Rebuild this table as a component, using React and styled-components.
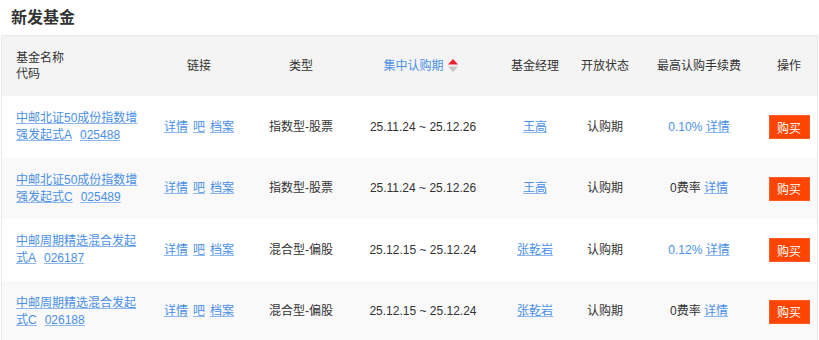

...

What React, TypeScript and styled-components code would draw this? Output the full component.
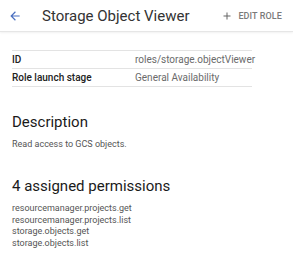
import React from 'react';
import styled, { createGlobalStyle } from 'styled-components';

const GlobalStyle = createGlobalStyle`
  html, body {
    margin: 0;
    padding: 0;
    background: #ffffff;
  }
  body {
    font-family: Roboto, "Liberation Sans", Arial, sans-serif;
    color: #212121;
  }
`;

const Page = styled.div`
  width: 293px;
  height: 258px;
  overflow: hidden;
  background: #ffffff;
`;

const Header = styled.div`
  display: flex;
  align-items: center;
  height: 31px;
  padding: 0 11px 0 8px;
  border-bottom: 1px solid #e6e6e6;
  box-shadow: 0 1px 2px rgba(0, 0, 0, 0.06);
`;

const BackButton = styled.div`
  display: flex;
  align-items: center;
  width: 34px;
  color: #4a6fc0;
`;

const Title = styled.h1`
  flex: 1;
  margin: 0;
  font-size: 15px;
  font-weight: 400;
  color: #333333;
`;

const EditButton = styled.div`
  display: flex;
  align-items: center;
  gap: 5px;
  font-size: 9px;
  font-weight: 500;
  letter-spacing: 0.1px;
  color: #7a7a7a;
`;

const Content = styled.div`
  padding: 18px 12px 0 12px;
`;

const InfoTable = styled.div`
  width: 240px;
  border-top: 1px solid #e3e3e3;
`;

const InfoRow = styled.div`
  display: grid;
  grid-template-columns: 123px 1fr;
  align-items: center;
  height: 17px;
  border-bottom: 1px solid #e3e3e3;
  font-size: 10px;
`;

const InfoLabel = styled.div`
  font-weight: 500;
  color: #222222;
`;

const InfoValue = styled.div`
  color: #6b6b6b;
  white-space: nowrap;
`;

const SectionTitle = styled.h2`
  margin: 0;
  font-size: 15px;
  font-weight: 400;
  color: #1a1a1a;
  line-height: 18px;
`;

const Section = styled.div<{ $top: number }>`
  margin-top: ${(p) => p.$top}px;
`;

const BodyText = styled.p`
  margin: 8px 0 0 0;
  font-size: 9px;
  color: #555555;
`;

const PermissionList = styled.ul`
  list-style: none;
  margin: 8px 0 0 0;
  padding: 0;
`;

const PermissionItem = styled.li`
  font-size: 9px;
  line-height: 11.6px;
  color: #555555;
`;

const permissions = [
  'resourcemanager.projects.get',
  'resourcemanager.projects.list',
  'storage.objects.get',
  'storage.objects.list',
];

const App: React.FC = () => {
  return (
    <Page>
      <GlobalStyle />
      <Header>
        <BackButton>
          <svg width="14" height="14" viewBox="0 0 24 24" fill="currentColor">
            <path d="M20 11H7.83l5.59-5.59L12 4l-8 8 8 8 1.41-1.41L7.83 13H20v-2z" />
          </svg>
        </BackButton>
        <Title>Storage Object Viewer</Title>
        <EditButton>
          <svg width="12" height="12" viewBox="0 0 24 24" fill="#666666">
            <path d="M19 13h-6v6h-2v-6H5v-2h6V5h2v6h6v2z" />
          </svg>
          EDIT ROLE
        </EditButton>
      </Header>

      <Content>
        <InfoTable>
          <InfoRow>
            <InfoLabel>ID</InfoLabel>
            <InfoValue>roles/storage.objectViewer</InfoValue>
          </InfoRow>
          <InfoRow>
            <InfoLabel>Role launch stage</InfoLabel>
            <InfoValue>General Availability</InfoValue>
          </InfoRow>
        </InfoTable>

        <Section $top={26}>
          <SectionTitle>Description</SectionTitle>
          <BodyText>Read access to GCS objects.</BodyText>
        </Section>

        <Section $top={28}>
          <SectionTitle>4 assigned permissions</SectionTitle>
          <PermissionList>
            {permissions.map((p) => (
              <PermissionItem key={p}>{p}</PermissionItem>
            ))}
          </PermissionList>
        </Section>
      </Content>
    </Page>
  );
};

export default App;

- Problem details:
In the records above, find the lines containing "React" and copy them.

- Worked solution:
Rebuild this table as a component, using React and styled-components.
What React, TypeScript and styled-components code would draw this? Output the full component.
import React from 'react';
const App: React.FC = () => {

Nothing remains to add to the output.